Cool products don't make them good products.
The monopoly is the closed systems: hardware, OS, filter of apps, tunes, etc... secret API's, death by lawsuit of the competition. PC's, laptops, mobile, total-monopoly mentality. More controlling and locked than Microsoft ever was. A AT&T type breakup is absolutely warranted to separate OS, from apps, from hardware, IMHO. EU would join in.
Less talk...more responding to chat and comments, Mr. Williams.
America doesn't have the skills needed to make the products we buy? Give me a break! Samsung here I come!
And back to the twitter stream and comment questions, Mr. Williams. Not your experiences. There must be some better questions/observations from the audience, please.
Apple, "we produce products you didn't know you needed."
Congress, "we pass tax breaks for corporations that they didn't know they needed to stash profits out of US and avoid paying their fare share."
Big mistake: IBM or Microsoft both had easy opportunity to by Apple Corp. They should have. When US was suing Microsoft, Microsoft sent cash to Apple to keep them afloat.

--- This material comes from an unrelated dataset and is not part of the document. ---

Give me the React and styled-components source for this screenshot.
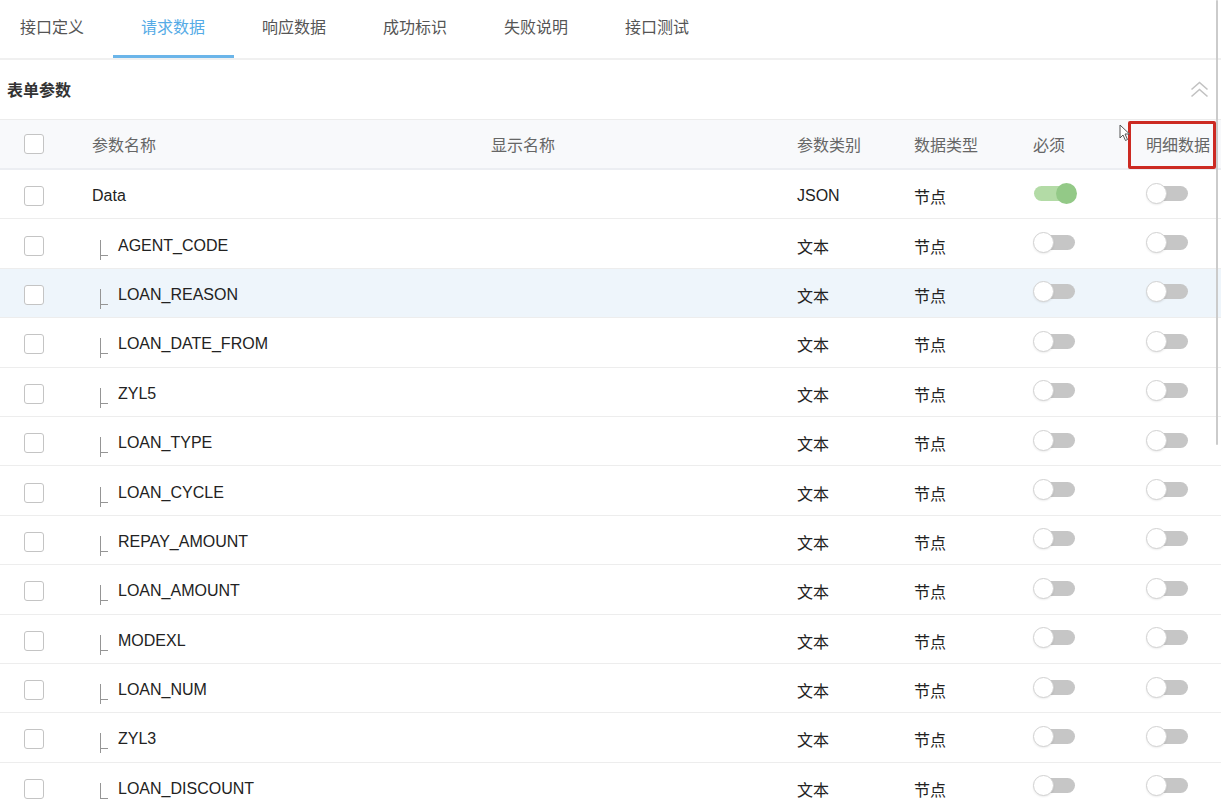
import React from "react";
import styled, { createGlobalStyle } from "styled-components";

const Global = createGlobalStyle`
  html, body { margin: 0; padding: 0; background: #fff; overflow: hidden; }
  body { font-family: "Liberation Sans", "Noto Sans CJK SC", Arial, sans-serif; color: #333; }
`;

const Page = styled.div`
  position: relative;
  width: 1221px;
  height: 805px;
  overflow: hidden;
  background: #fff;
`;

const Tabs = styled.div`
  display: flex;
  height: 58px;
  border-bottom: 2px solid #f0f0f0;
  box-sizing: content-box;
`;

const Tab = styled.div`
  position: relative;
  display: flex;
  align-items: center;
  height: 100%;
  padding: 0 28.5px 6px;
  box-sizing: border-box;
  font-size: 16px;
  color: ${(p) => (p.$active ? "#55abe6" : "#555")};
  &:first-child { padding-left: 20px; }
  &::after {
    content: "";
    display: ${(p) => (p.$active ? "block" : "none")};
    position: absolute;
    left: 0;
    right: 0;
    bottom: 0;
    height: 3px;
    background: #6bb5e9;
  }
`;

const Section = styled.div`
  display: flex;
  align-items: center;
  justify-content: space-between;
  height: 60px;
  padding: 0 12px 2px 7px;
  box-sizing: border-box;
  border-bottom: 1px solid #ececec;
  font-size: 16px;
  font-weight: bold;
  color: #333;
`;

const Chevrons = styled.svg`
  display: block;
  margin-top: 2px;
`;

const cols = "92px 399px 306px 117px 119px 113px 1fr";

const HeadRow = styled.div`
  display: grid;
  grid-template-columns: ${cols};
  align-items: center;
  height: 50px;
  background: #f8f9fb;
  border-bottom: 2px solid #eceef2;
  box-sizing: border-box;
  font-size: 16px;
  color: #666;
`;

const Row = styled.div`
  display: grid;
  grid-template-columns: ${cols};
  align-items: center;
  height: 49.4px;
  padding-top: 4px;
  background: ${(p) => (p.$active ? "#eef5fb" : "#fff")};
  border-bottom: 1px solid #ededed;
  box-sizing: border-box;
  font-size: 16px;
  color: #222;
`;

const CheckCell = styled.div`
  display: flex;
  align-items: center;
  padding-left: 24px;
  height: 100%;
`;

const Checkbox = styled.span`
  display: block;
  width: 18px;
  height: 18px;
  border: 1px solid #c4c4c4;
  border-radius: 3px;
  background: #fff;
`;

const Cell = styled.div`
  position: relative;
  display: flex;
  align-items: center;
  height: 100%;
  white-space: nowrap;
`;

const Connector = styled.span`
  position: relative;
  align-self: stretch;
  width: 26px;
  flex: none;
  &::before {
    content: "";
    position: absolute;
    left: 8px;
    top: calc(50% - 6px);
    width: 1px;
    height: ${(p) => (p.$last ? "16px" : "20px")};
    background: #959595;
  }
  &::after {
    content: "";
    position: absolute;
    left: 8px;
    top: calc(50% + 9px);
    width: 8px;
    height: 1px;
    background: #959595;
  }
`;

const Switch = styled.span`
  position: relative;
  display: block;
  width: 43px;
  height: 21px;
  margin-top: -6px;
  &::before {
    content: "";
    position: absolute;
    left: ${(p) => (p.$on ? "1px" : "6px")};
    right: ${(p) => (p.$on ? "6px" : "1px")};
    top: 3px;
    height: 15px;
    border-radius: 8px;
    background: ${(p) => (p.$on ? "#b3dba6" : "#c6c6c6")};
  }
  &::after {
    content: "";
    position: absolute;
    top: 0;
    left: ${(p) => (p.$on ? "23px" : "0")};
    width: ${(p) => (p.$on ? "21px" : "19px")};
    height: ${(p) => (p.$on ? "21px" : "19px")};
    border-radius: 50%;
    background: ${(p) => (p.$on ? "#93c987" : "#fff")};
    border: ${(p) => (p.$on ? "none" : "1px solid #d2d2d2")};
    box-shadow: ${(p) => (p.$on ? "none" : "0 1px 2px rgba(0,0,0,0.08)")};
  }
`;

const Highlight = styled.span`
  position: absolute;
  left: -18px;
  right: 5px;
  top: 1px;
  bottom: -1px;
  border: 3px solid #cc2a22;
  border-radius: 2px;
  pointer-events: none;
`;

const Scrollbar = styled.div`
  position: absolute;
  top: 0;
  right: 3px;
  width: 2px;
  height: 445px;
  border-radius: 2px;
  background: #cbcbcb;
`;

const Cursor = styled.svg`
  position: absolute;
  left: 1119px;
  top: 124px;
`;

const tabs = ["接口定义", "请求数据", "响应数据", "成功标识", "失败说明", "接口测试"];

const rows = [
  { name: "Data", cat: "JSON", root: true, req: true },
  { name: "AGENT_CODE" },
  { name: "LOAN_REASON", active: true },
  { name: "LOAN_DATE_FROM" },
  { name: "ZYL5" },
  { name: "LOAN_TYPE" },
  { name: "LOAN_CYCLE" },
  { name: "REPAY_AMOUNT" },
  { name: "LOAN_AMOUNT" },
  { name: "MODEXL" },
  { name: "LOAN_NUM" },
  { name: "ZYL3" },
  { name: "LOAN_DISCOUNT", last: true },
];

export default function App() {
  return (
    <Page>
      <Global />
      <Tabs>
        {tabs.map((t, i) => (
          <Tab key={t} $active={i === 1}>{t}</Tab>
        ))}
      </Tabs>
      <Section>
        <span>表单参数</span>
        <Chevrons width="19" height="17" viewBox="0 0 19 17">
          <polyline points="1.5,8.5 9.5,1.5 17.5,8.5" fill="none" stroke="#c2c2c2" strokeWidth="1.6" />
          <polyline points="1.5,15.5 9.5,8.5 17.5,15.5" fill="none" stroke="#c2c2c2" strokeWidth="1.6" />
        </Chevrons>
      </Section>
      <HeadRow>
        <CheckCell><Checkbox /></CheckCell>
        <Cell>参数名称</Cell>
        <Cell>显示名称</Cell>
        <Cell>参数类别</Cell>
        <Cell>数据类型</Cell>
        <Cell>必须</Cell>
        <Cell>
          明细数据
          <Highlight />
        </Cell>
      </HeadRow>
      {rows.map((r) => (
        <Row key={r.name} $active={r.active}>
          <CheckCell><Checkbox /></CheckCell>
          <Cell>
            {!r.root && <Connector $last={r.last} />}
            {r.name}
          </Cell>
          <Cell />
          <Cell>{r.cat || "文本"}</Cell>
          <Cell>节点</Cell>
          <Cell><Switch $on={r.req} /></Cell>
          <Cell><Switch /></Cell>
        </Row>
      ))}
      <Scrollbar />
      <Cursor width="12" height="18" viewBox="0 0 12 18">
        <path d="M1 1 L1 14 L4 11 L6.5 16.5 L8.5 15.5 L6 10 L10.5 10 Z" fill="#fff" stroke="#555" strokeWidth="1" strokeLinejoin="round" />
      </Cursor>
    </Page>
  );
}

And Apple kept Microsoft afloat by selling their software.
Brian, I thoroughly enjoyed you and your interview with Tim Cook tonight. You really did a great job.
I will openly confess that I am an Apple fangirl. It's hard to stay on the cutting edge, but I can say that my Apple products have lasted and worked seamlessly in a world where other technology products have not. I really enjoyed the interview, but I miss the days of a Steve Jobs "walk to the edge and peer over" moment, when I knew I was listening to a historical technology moment. That, I have to admit, is probably gone forever.